## Short problem
Extract the run of lines that starts at the top of the records below and ends at the line with "const steps = [1, 2, 3, 4]", keeping both ends and excluding pictures.
======
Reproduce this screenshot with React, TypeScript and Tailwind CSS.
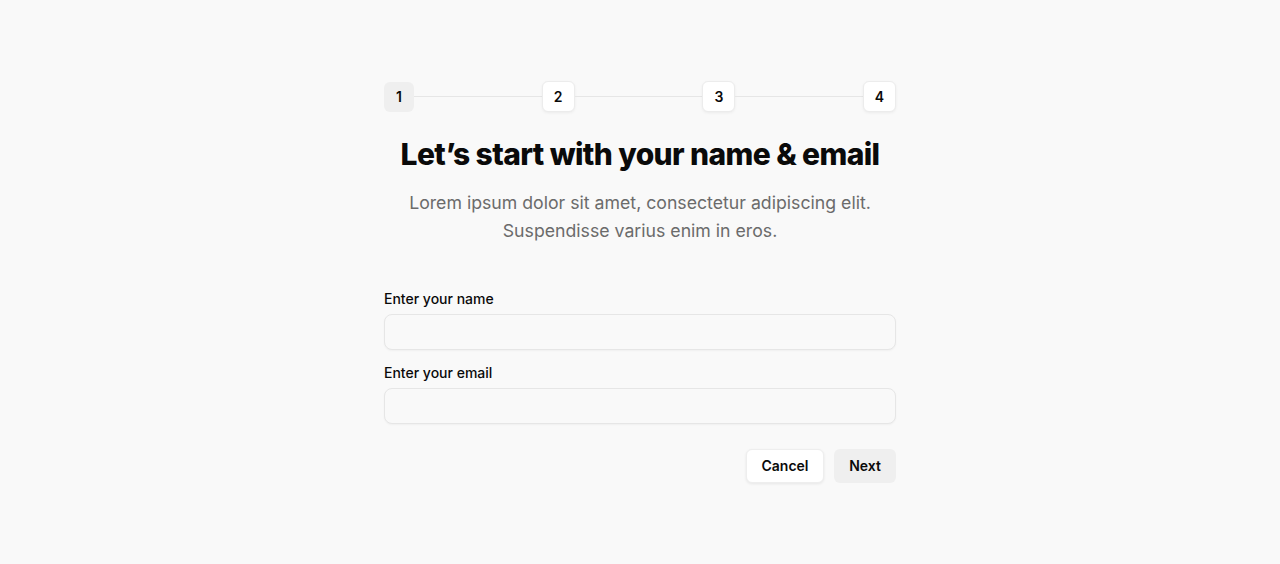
const steps = [1, 2, 3, 4]

export default function App() {
  return (
    <div
      className="min-h-[564px] w-full bg-[#f9f9f9] text-[#0a0a0a]"
      style={{ fontFamily: 'Inter, "Noto Sans", sans-serif' }}
    >
      <div className="mx-auto w-[512px] pt-[81px]">
        {/* Stepper */}
        <div className="flex items-center">
          {steps.map((s, i) => (
            <div key={s} className={i === 0 ? 'flex items-center' : 'flex flex-1 items-center'}>
              {i !== 0 && <div className="h-px flex-1 bg-[#e6e6e6]" />}
              <div
                className={
                  s === 1
                    ? 'flex h-[30px] w-[30px] items-center justify-center rounded-md bg-[#efefef] text-sm font-semibold'
                    : 'flex h-[31px] w-[33px] items-center justify-center rounded-md border border-[#ececec] bg-white text-sm font-semibold shadow-[0_1px_3px_rgba(0,0,0,0.06)]'
                }
              >
                {s}
              </div>
            </div>
          ))}
        </div>

        {/* Heading */}
        <h1 className="mt-6 text-center text-[30px] leading-9 font-extrabold tracking-[-0.02em] text-[#0a0a0a]">
          Let’s start with your name &amp; email
        </h1>
        <p className="mt-[17px] text-center text-[17.7px] leading-7 text-[#6b6b6b]">
          Lorem ipsum dolor sit amet, consectetur adipiscing elit.
          <br />
          Suspendisse varius enim in eros.
        </p>

        {/* Form */}
        <form className="mt-[44px]" onSubmit={e => e.preventDefault()}>
          <label className="block text-sm leading-5 font-medium">Enter your name</label>
          <input
            type="text"
            className="mt-[5px] block h-9 w-full rounded-lg border border-[#e6e6e6] bg-[#f9f9f9] px-3 text-sm shadow-[0_1px_2px_rgba(0,0,0,0.04)] outline-none"
          />
          <label className="mt-[13px] block text-sm leading-5 font-medium">Enter your email</label>
          <input
            type="email"
            className="mt-[5px] block h-9 w-full rounded-lg border border-[#e6e6e6] bg-[#f9f9f9] px-3 text-sm shadow-[0_1px_2px_rgba(0,0,0,0.04)] outline-none"
          />

          <div className="mt-[25px] flex justify-end gap-[10px]">
            <button
              type="button"
              className="h-[34px] w-[78px] rounded-md border border-[#eeeeee] bg-white text-sm font-semibold shadow-[0_1px_3px_rgba(0,0,0,0.08)]"
            >
              Cancel
            </button>
            <button
              type="submit"
              className="h-[34px] w-[62px] rounded-md bg-[#efefef] text-sm font-semibold"
            >
              Next
            </button>
          </div>
        </form>
      </div>
    </div>
  )
}
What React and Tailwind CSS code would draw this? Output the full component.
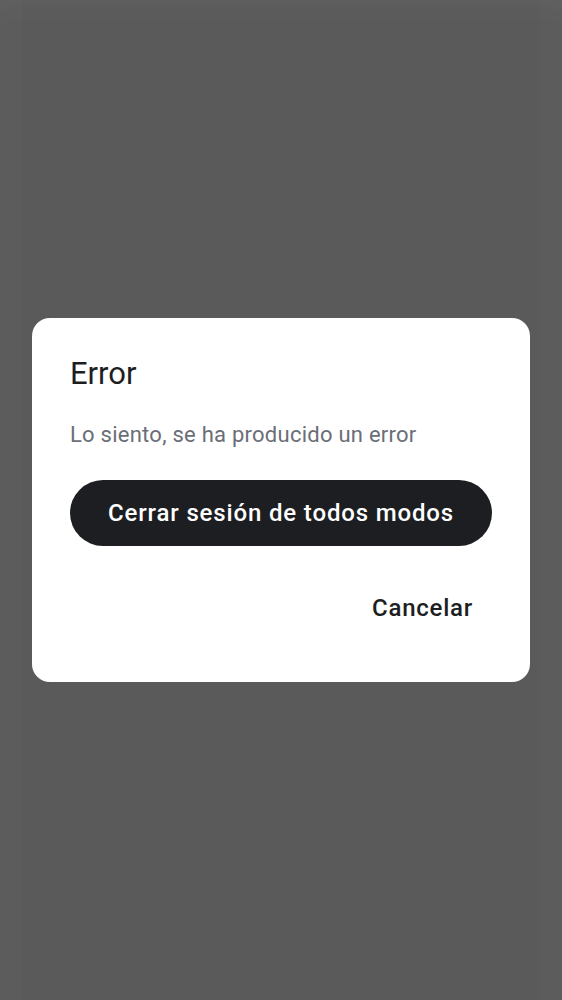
export default function App() {
  return (
    <div className="relative w-[562px] h-[1000px] bg-[#5a5a5a] overflow-hidden" style={{ fontFamily: "Roboto, 'Noto Sans', sans-serif" }}>
      <div className="absolute inset-0 pointer-events-none shadow-[inset_22px_0_0_rgba(255,255,255,0.015),inset_-22px_0_0_rgba(255,255,255,0.015),inset_0_30px_30px_-20px_rgba(255,255,255,0.03)]" />
      <div className="flex h-full items-start justify-center pt-[318px]">
        <div className="w-[498px] h-[364px] bg-white rounded-[18px] pl-[38px] pr-[38px] pt-[34px]">
          <h2 className="text-[31px] leading-[44px] text-[#1d1e22]">Error</h2>
          <p className="mt-[25px] text-[22px] leading-[28px] tracking-[0.25px] text-[#6a6e76]">Lo siento, se ha producido un error</p>
          <button className="mt-[31px] w-full h-[66px] rounded-full bg-[#1d1e22] text-white text-[24px] font-medium tracking-[0.85px]">Cerrar sesión de todos modos</button>
          <div className="flex justify-end mt-[44px] pr-[19px]">
            <button className="text-[24px] font-medium text-[#1d1e22] tracking-[0.75px]">Cancelar</button>
          </div>
        </div>
      </div>
    </div>
  );
}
======
## Reply to the exercise
Reproduce this screenshot with React, TypeScript and Tailwind CSS.
const steps = [1, 2, 3, 4]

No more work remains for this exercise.